In all of this, I will remember your intellectual rigour – you were always quick to respond to a call, but this swiftness was matched with a supreme intellectual depth – for you the job was never done unless it was put under the microscope of the highest quality test. Beyond this sense of excellence and gold standards intellectualism, you demonstrated a generosity of spirit that was equal to none – you were the man that stood tall because you demanded that others stood with you – you did not attempt to do it all – and you dished out opportunities like little goody bags that cannot be contained or owned, but needed to constantly change hands in this great flux of life. Indeed, we can all attest to a Peter e-mail in which you inscribed the famous words: “please share with your networks”!

I will miss your candour – your no-nonsense manner of telling it as it is – your belief that being forthright is being authentic, even if this often comes at a price – and one you were not afraid to pay. But, most of all it was always endearing to see how you interacted with your girls – how you laughed with them- and how soulful and vibrant you were each time you spoke of them and about them – whether you were on travels – or in their company. In many ways, both Jarra and Yassine are exceptionally ‘lucky’ to have the legacy of warm memories of you and Ciru, but even more, they will always be told just how truly wonderful you were. Memories of your good deeds will follow them and act as buffer in their adult life as they go through their own life experiences – we will all carry testimonies of your sardonic humour, sound advice, strong mentorship and wonderful connections that will endure because we had the good fortune of meeting and knowing you.

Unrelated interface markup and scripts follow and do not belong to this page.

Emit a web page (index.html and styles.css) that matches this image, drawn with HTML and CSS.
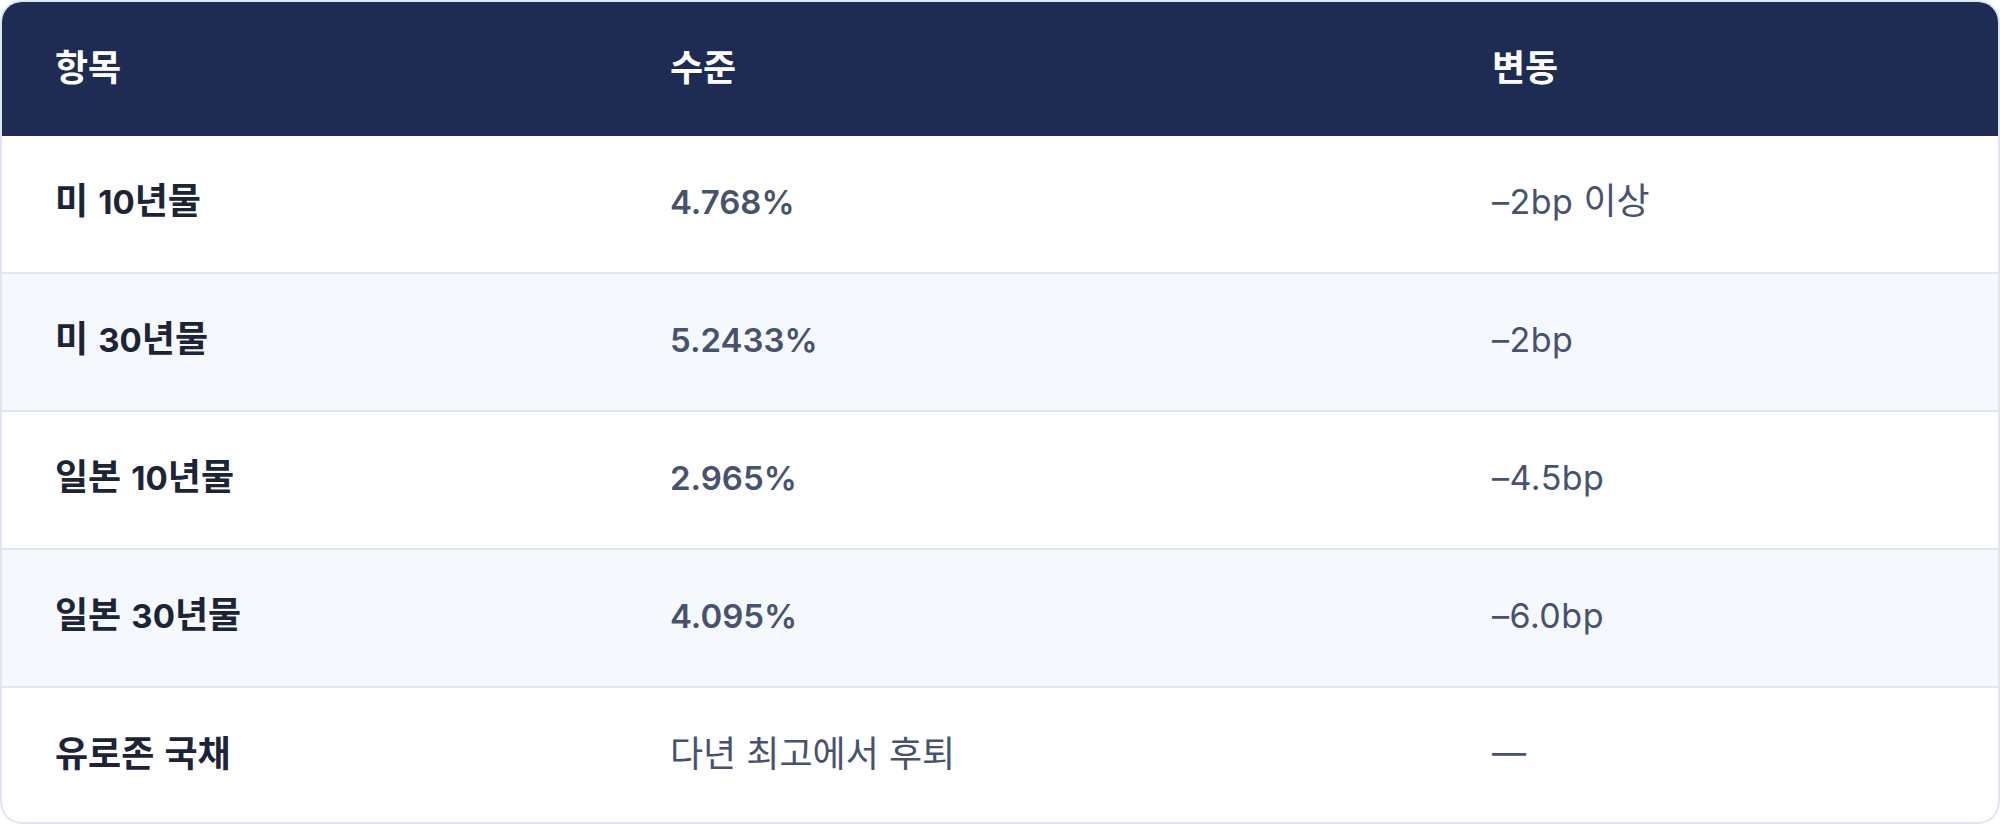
FILE: index.html
```html
<!DOCTYPE html>
<html lang="ko">
<head>
<meta charset="utf-8">
<link rel="stylesheet" href="styles.css">
</head>
<body>
<div class="table">
  <div class="row head">
    <div class="cell">항목</div>
    <div class="cell">수준</div>
    <div class="cell">변동</div>
  </div>
  <div class="row">
    <div class="cell name">미 <span class="n">10</span>년물</div>
    <div class="cell level"><span class="n">4.768%</span></div>
    <div class="cell change"><span class="n">–2bp</span> 이상</div>
  </div>
  <div class="row alt">
    <div class="cell name">미 <span class="n">30</span>년물</div>
    <div class="cell level"><span class="n">5.2433%</span></div>
    <div class="cell change"><span class="n">–2bp</span></div>
  </div>
  <div class="row">
    <div class="cell name">일본 <span class="n">10</span>년물</div>
    <div class="cell level"><span class="n">2.965%</span></div>
    <div class="cell change"><span class="n">–4.5bp</span></div>
  </div>
  <div class="row alt">
    <div class="cell name">일본 <span class="n">30</span>년물</div>
    <div class="cell level"><span class="n">4.095%</span></div>
    <div class="cell change"><span class="n">–6.0bp</span></div>
  </div>
  <div class="row last">
    <div class="cell name">유로존 국채</div>
    <div class="cell change">다년 최고에서 후퇴</div>
    <div class="cell change"><span class="n">—</span></div>
  </div>
</div>
</body>
</html>
```

FILE: styles.css
```css
* { box-sizing: border-box; }
html, body { margin: 0; padding: 0; background: #ffffff; }
body {
  font-family: "Noto Sans CJK KR", "Noto Sans", sans-serif;
  width: 2000px;
  height: 824px;
}
.table {
  width: 2000px;
  height: 824px;
  border: 2px solid #dfe5f2;
  border-radius: 22px;
  overflow: hidden;
  display: flex;
  flex-direction: column;
}
.row {
  display: grid;
  grid-template-columns: 615px 822px 1fr;
  height: 138px;
  border-bottom: 2px solid #dfe5f2;
  align-items: center;
}
.row.head {
  height: 134px;
  background: #1e2c54;
  border-bottom: none;
}
.row.alt { background: #f5f8fd; }
.row.last { border-bottom: none; flex: 1; }
.cell {
  padding: 0 53px 8px;
  font-size: 36px;
  line-height: 50px;
}
.n {
  font-family: "Inter", "Noto Sans CJK KR", sans-serif;
  font-size: 33px;
}
.change .n {
  font-size: 34px;
  letter-spacing: 0.5px;
}
.head .cell {
  color: #ffffff;
  font-weight: 700;
}
.name { color: #1c2436; font-weight: 700; }
.level { color: #47536e; font-weight: 600; }
.change { color: #47536e; font-weight: 400; }
```
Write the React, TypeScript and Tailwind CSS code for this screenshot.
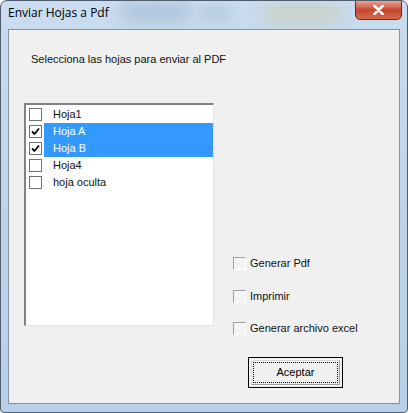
import React from "react";

const ui = { fontFamily: '"Liberation Sans", Arial, sans-serif' };
const title = { fontFamily: '"Segoe UI", "Open Sans", "Noto Sans", sans-serif' };

function ListCheck({ checked }: { checked: boolean }) {
  return (
    <div className="w-[13px] h-[13px] border border-[#707070] bg-white flex items-center justify-center shrink-0">
      {checked && (
        <svg width="9" height="9" viewBox="0 0 9 9">
          <path d="M1 4.5 L3.5 7 L8 1.5" stroke="#000" strokeWidth="1.8" fill="none" />
        </svg>
      )}
    </div>
  );
}

function Row({ label, checked, selected }: { label: string; checked: boolean; selected: boolean }) {
  return (
    <div className="h-[17px] flex items-center">
      <div className="w-[18px] flex justify-end pr-[2px]">
        <ListCheck checked={checked} />
      </div>
      <div
        className={
          "h-[17px] flex-1 flex items-center pl-[9px] text-[11px] " +
          (selected ? "bg-[#3399ff] text-white" : "text-[#111]")
        }
      >
        {label}
      </div>
    </div>
  );
}

function FlatCheck({ label, className }: { label: string; className?: string }) {
  return (
    <div className={"flex items-center h-[13px] " + (className ?? "")}>
      <div className="w-[13px] h-[13px] border-t border-l border-t-[#a0a0a0] border-l-[#a0a0a0] border-b border-r border-b-white border-r-white bg-[#f4f4f4] shrink-0" />
      <span className="ml-[4px] text-[11px] text-[#111] leading-none">{label}</span>
    </div>
  );
}

export default function App() {
  const rows = [
    { label: "Hoja1", checked: false, selected: false },
    { label: "Hoja A", checked: true, selected: true },
    { label: "Hoja B", checked: true, selected: true },
    { label: "Hoja4", checked: false, selected: false },
    { label: "hoja oculta", checked: false, selected: false },
  ];
  return (
    <div className="w-[408px] h-[413px] bg-white" style={ui}>
      <div className="relative w-[408px] h-[413px] rounded-t-[7px] rounded-b-[4px] border border-[#4f5d6c] bg-gradient-to-b from-[#c9dcf0] via-[#bfd4ea] to-[#b7cfe8] overflow-hidden flex flex-col">
        {/* glass blur spots */}
        <div className="absolute left-[120px] top-[2px] w-[70px] h-[18px] bg-[#9fb6cf] rounded-full blur-[8px] opacity-70" />
        <div className="absolute left-[260px] top-[4px] w-[80px] h-[18px] bg-[#c8cdb8] rounded-full blur-[8px] opacity-80" />
        <div className="absolute left-[200px] top-[6px] w-[30px] h-[14px] bg-[#a9bdd3] rounded-full blur-[6px] opacity-60" />
        {/* title bar */}
        <div className="relative h-[28px] flex items-start">
          <span className="ml-[7px] mt-[6px] text-[12px] text-black leading-none" style={title}>
            Enviar Hojas a Pdf
          </span>
          <div className="ml-auto mr-[5px] -mt-[1px] w-[47px] h-[20px] rounded-b-[5px] border border-[#6b2b22] bg-gradient-to-b from-[#e8a394] via-[#c7452e] to-[#d46a50] flex items-center justify-center">
            <svg width="11" height="10" viewBox="0 0 11 10">
              <path d="M1.5 1 L9.5 9 M9.5 1 L1.5 9" stroke="#fff" strokeWidth="2.6" strokeLinecap="round" />
            </svg>
          </div>
        </div>
        {/* client area */}
        <div className="relative mx-[7px] h-[375px] border border-[#8393a6] bg-[#f0f0f0] flex flex-col pl-[15px]">
          <div className="ml-[7px] mt-[23px] h-[13px] text-[11px] leading-[13px] text-[#111]">
            Selecciona las hojas para enviar al PDF
          </div>
          <div className="flex mt-[37px]">
            <div className="w-[190px] h-[223px] bg-white border-t-2 border-l-2 border-t-[#828282] border-l-[#828282] border-b border-r border-b-[#e3e3e3] border-r-[#e3e3e3] pt-[1px]">
              {rows.map((r) => (
                <Row key={r.label} {...r} />
              ))}
            </div>
            <div className="ml-[19px] flex flex-col">
              <FlatCheck label="Generar Pdf" className="mt-[154px]" />
              <FlatCheck label="Imprimir" className="mt-[20px]" />
              <FlatCheck label="Generar archivo excel" className="mt-[19px]" />
              <div className="ml-[15px] mt-[22px] w-[95px] h-[31px] border border-black bg-[#f0f0f0] p-[2px]">
                <div className="w-full h-full border border-[#dcdcdc] border-b-[#a0a0a0] border-r-[#a0a0a0] flex">
                  <div className="flex-1 m-[1px] border border-dotted border-black flex items-center justify-center text-[11px] text-black">
                    Aceptar
                  </div>
                </div>
              </div>
            </div>
          </div>
        </div>
      </div>
    </div>
  );
}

Yes, death may have snuffed that oxygen out of your lungs, but the oxygen that resonated through your voice, the oxygen that ran deep in the ways you connected people to ideas, the oxygen that celebrated family and friends and the oxygen that embodied your quest for knowledge, for truth, and your amazing kinship with equity and fairness, will live on.

Death has struck, cold, brutal and heartless – but we – your friends and family – take heart in the wonderful and beautiful legacy that will ripple through the rest of our days, as we look towards the heavens and smile at our brother, friend, ally, mentor and partner Fifi da Costa. The pain is gone, the fight was worth it, your courage is not lost and we pray that the angels in the hereafter are beaming soothingly as they welcome you to a warm home that is free from pain. Adieu … Rest in Peace, dearest Fifi. Your mission on this earth has been fulfilled… the heaven awaits and we pray that God continues to keep watch over your family!